12.4 Applicable subjects

If an applicant of the trademark in dispute has family ties with the agent or the representative provided in Article 15.1 and the applicant provided in Article 15.2, or is the legal representative of the company to which the agent or the representative or applicantbelongs, this applicant constitute an applicable subject provided in Article 15 of the Trademark Law.

12.5 Judgment of earlier used 

If a trademark is used only in other countries or regions, this use does not fall under the earlier used circumstances provided in Article 15.2 of the Trademark Law. The scale, time and the popularity of use of the trademark and other factors do not affect the judgment of the earlier used.

12.6 Judgment of the evidence of earlier used 

If a party concerned claims to protect the earlier used trademark, it shall submit the evidence of this trademark use in China prior to the date of application for the trademark in dispute, and the evidence of this trademark use in other countries or regions or of such trademark to be used in China may be in addition to the proof of earlier used.
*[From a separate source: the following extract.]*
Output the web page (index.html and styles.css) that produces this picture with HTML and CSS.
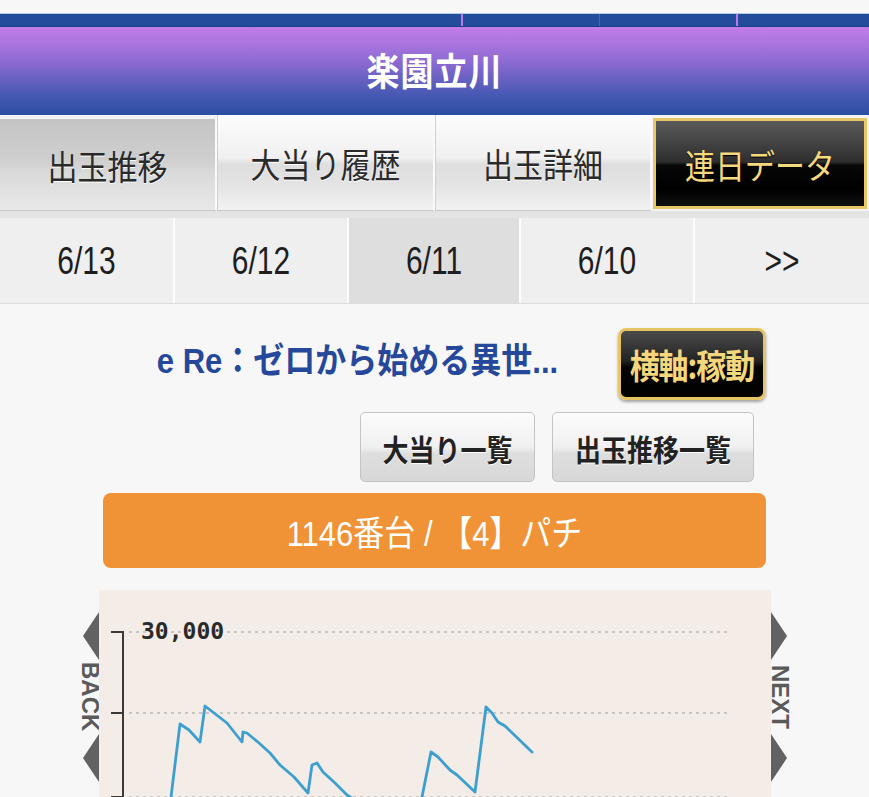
FILE: index.html
```html
<!DOCTYPE html>
<html lang="ja">
<head>
<meta charset="utf-8">
<title>楽園立川 - 連日データ</title>
<link rel="stylesheet" href="styles.css">
</head>
<body>
<div class="topstrip"></div>
<div class="topnav">
  <span class="tn tn1"></span><span class="tn tn2"></span><span class="tn tn3"></span><span class="tn tn4"></span>
</div>
<header class="hdr">
  <h1 class="hdr-title"><span class="sy">楽園立川</span></h1>
</header>
<nav class="tabs">
  <a class="tab tab-gray"><span class="sy">出玉推移</span></a>
  <a class="tab"><span class="sy">大当り履歴</span></a>
  <a class="tab"><span class="sy">出玉詳細</span></a>
  <a class="tab tab-gold"><span class="sy">連日データ</span></a>
</nav>
<div class="tabgap"></div>
<nav class="dates">
  <a class="date"><span class="sy-l">6/13</span></a>
  <a class="date"><span class="sy-l">6/12</span></a>
  <a class="date date-on"><span class="sy-l">6/11</span></a>
  <a class="date"><span class="sy-l">6/10</span></a>
  <a class="date"><span class="sy-l">&gt;&gt;</span></a>
</nav>
<main class="content">
  <div class="title-row">
    <h2 class="model"><span class="sy">e Re：ゼロから始める異世...</span></h2>
    <a class="axis-btn"><span class="sy">横軸:稼動</span></a>
  </div>
  <div class="btn-row">
    <a class="btn btn-a"><span class="sy">大当り一覧</span></a>
    <a class="btn btn-b"><span class="sy">出玉推移一覧</span></a>
  </div>
  <div class="machine"><span class="sy">1146番台 / 【4】パチ</span></div>
  <div class="chart-wrap">
    <div class="pager">
      <svg class="tri" width="18" height="48" viewBox="0 0 18 48"><polygon points="18,0 2,24 18,48" /></svg>
      <span class="pager-text">BACK</span>
      <svg class="tri" width="18" height="48" viewBox="0 0 18 48"><polygon points="18,0 2,24 18,48" /></svg>
    </div>
    <div class="chart">
      <svg class="chart-svg" width="672" height="230" viewBox="0 0 672 230">
        <g class="grid">
          <line x1="30" y1="42" x2="631" y2="42" />
          <line x1="30" y1="123" x2="631" y2="123" />
          <line x1="30" y1="207" x2="631" y2="207" />
        </g>
        <g class="axis">
          <line x1="24" y1="41" x2="24" y2="230" />
          <line x1="12" y1="42" x2="25" y2="42" />
          <line x1="12" y1="123" x2="25" y2="123" />
          <line x1="12" y1="207" x2="25" y2="207" />
        </g>
        <text class="ylabel" x="42" y="49">30,000</text>
        <polyline class="series" points="66,240 72,207 81,134 90,140 101,152 106,116 115,123 128,133 143,152 144,142 148,143 160,153 171,163 181,175 195,187 209,203 213,175 218,173 224,182 236,193 248,205 262,214 281,209 300,222 315,214 323,207 332,162 339,167 351,180 358,185 376,202 387,117 393,123 399,132 406,136 433,162" />
      </svg>
    </div>
    <div class="pager">
      <svg class="tri" width="18" height="48" viewBox="0 0 18 48"><polygon points="0,0 16,24 0,48" /></svg>
      <span class="pager-text">NEXT</span>
      <svg class="tri" width="18" height="48" viewBox="0 0 18 48"><polygon points="0,0 16,24 0,48" /></svg>
    </div>
  </div>
</main>
</body>
</html>
```
FILE: styles.css
```css
* { box-sizing: border-box; }
html, body { margin: 0; padding: 0; }
body {
  background: #f7f7f7;
  font-family: "Liberation Sans", "Noto Sans CJK JP", sans-serif;
  color: #222;
  overflow: hidden;
}
a { text-decoration: none; color: inherit; }

.sy { display: inline-block; transform: scaleY(1.15); white-space: nowrap; }
.sy-l { display: inline-block; transform: scaleY(1.3); white-space: nowrap; }

.topstrip { height: 13px; background: #f7f7f7; }
.topnav {
  display: flex;
  height: 14px;
  background: #244c9c;
  border-top: 1px solid #b4cbe6;
  border-bottom: 1px solid #1d3f88;
}
.tn { display: block; height: 100%; }
.tn1 { width: 461px; }
.tn2 { width: 138px; border-left: 2px solid #b878e6; }
.tn3 { width: 137px; border-left: 1px solid #4a64b8; }
.tn4 { flex: 1; border-left: 2px solid #b878e6; }

.hdr {
  height: 88px;
  display: flex;
  align-items: center;
  justify-content: center;
  background: linear-gradient(#c37de9 0%, #8c6ad2 40%, #4a5ab4 75%, #2a4ea2 100%);
}
.hdr-title {
  margin: 0 0 4px 0;
  color: #fff;
  font-family: "Noto Sans CJK JP", sans-serif;
  font-size: 33px;
  font-weight: 700;
  letter-spacing: 1px;
}

.tabs {
  display: grid;
  grid-template-columns: 217px 218px 217px 217px;
  height: 96px;
  background: #f4f4f4;
}
.tab {
  display: flex;
  align-items: center;
  justify-content: center;
  font-family: "Noto Sans CJK JP", sans-serif;
  font-size: 30px;
  color: #2a2a2a;
  text-shadow: 0 1px 0 #fff;
  background: linear-gradient(#fdfdfd 0%, #f0f0f0 45%, #dedede 52%, #e4e4e4 75%, #f2f2f2 100%);
  border-right: 2px solid #fafafa;
  border-left: 1px solid #d0d0d0;
  border-bottom: 1px solid #c8c8c8;
}
.tab:first-child { border-left: 0; }
.tab-gray {
  background: linear-gradient(#c4c4c4 0%, #cfcfcf 45%, #dadada 60%, #e8e8e8 100%);
  border-top: 4px solid #f2f2f2;
}
.tab-gold {
  margin: 3px 2px 2px 1px;
  border: 3px solid #e8c867;
  color: #f6d97e;
  text-shadow: 0 1px 1px #000;
  background: linear-gradient(#5a5a5a 0%, #2e2e2e 48%, #070707 52%, #000 80%, #111 100%);
}

.tabgap { height: 7px; background: #e4e4e4; }

.dates {
  display: grid;
  grid-template-columns: 175px 174px 172px 174px 174px;
  height: 86px;
  border-bottom: 1px solid #dcdcdc;
}
.date {
  display: flex;
  align-items: center;
  justify-content: center;
  background: #efefef;
  border-right: 2px solid #fdfdfd;
  font-size: 30px;
  color: #1e1e1e;
}
.date:last-child { border-right: 0; }
.date-on { background: #dedede; }

.content {
  display: flex;
  flex-direction: column;
  align-items: center;
  padding-top: 24px;
}
.title-row {
  width: 663px;
  display: flex;
  align-items: center;
  height: 72px;
}
.model {
  flex: 1;
  margin: 0 6px 0 0;
  padding-bottom: 14px;
  text-align: center;
  color: #26489a;
  font-family: "Liberation Sans", "Noto Sans CJK JP", sans-serif;
  font-size: 31px;
  font-weight: 700;
  white-space: nowrap;
}
.axis-btn {
  width: 148px;
  height: 72px;
  display: flex;
  align-items: center;
  justify-content: center;
  border: 3px solid #e6c466;
  border-radius: 8px;
  background: linear-gradient(#4a4a4a 0%, #242424 45%, #050505 55%, #000 100%);
  color: #f4d77c;
  font-family: "Noto Sans CJK JP", sans-serif;
  font-size: 30px;
  font-weight: 700;
  letter-spacing: -1px;
  box-shadow: 0 2px 3px rgba(0,0,0,0.35);
  white-space: nowrap;
}

.btn-row {
  width: 663px;
  display: flex;
  justify-content: flex-end;
  gap: 17px;
  padding-right: 12px;
  margin-top: 12px;
}
.btn {
  height: 70px;
  display: flex;
  align-items: center;
  justify-content: center;
  border: 1px solid #c4c4c4;
  border-radius: 5px;
  background: linear-gradient(#fcfcfc 0%, #f0f0f0 50%, #dedede 60%, #d8d8d8 100%);
  font-family: "Noto Sans CJK JP", sans-serif;
  font-size: 26px;
  font-weight: 700;
  color: #222;
  text-shadow: 0 1px 0 #fff;
  white-space: nowrap;
}
.btn-a { width: 175px; }
.btn-b { width: 202px; }

.machine {
  width: 663px;
  height: 75px;
  margin-top: 11px;
  display: flex;
  align-items: center;
  justify-content: center;
  background: #ef9336;
  border-radius: 8px;
  color: #fff;
  font-size: 31px;
}

.chart-wrap {
  display: flex;
  margin-top: 22px;
}
.pager {
  width: 18px;
  display: flex;
  flex-direction: column;
  align-items: center;
  padding-top: 22px;
}
.tri { display: block; fill: #626262; }
.pager-text {
  writing-mode: vertical-rl;
  height: 74px;
  display: flex;
  align-items: center;
  justify-content: center;
  font-size: 24px;
  font-weight: 700;
  color: #5a5a5a;
  line-height: 18px;
}
.chart {
  width: 672px;
  height: 240px;
  background: #f3ece7;
}
.chart-svg { display: block; }
.grid line { stroke: #c9c5c2; stroke-width: 2; stroke-dasharray: 3 4; }
.axis line { stroke: #3a3a3a; stroke-width: 2; }
.ylabel {
  font-family: "DejaVu Sans Mono", monospace;
  font-size: 23px;
  font-weight: 700;
  fill: #2a2a2a;
}
.series {
  fill: none;
  stroke: #3d9fcf;
  stroke-width: 2.8;
  stroke-linejoin: round;
  stroke-linecap: round;
}
```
12.7 Determination of other relations 

If an applicant of the trademark in dispute has with a prior user any relation (other than the agency or representative relation) that the applicant is able to be aware of existence of another persons trademark and should actively avoid same, this relation falls under the circumstances of other relations provided in Article 15.2.

12.8. Exceptions to Article 15 of the Trademark Law

If an applicant of the trademark in dispute can prove by evidence that it firstly uses the trademark in dispute before the formation of the agency or representative relation, it may be determined to fall outside the circumstances provided in Article 15.1 of the Trademark Law. If an applicant of the trademark in dispute can prove by the evidence that it uses the trademark in dispute earlier than another person provided in Article 15.2, it may be determined to fall outside the circumstances provided in Article 15.2.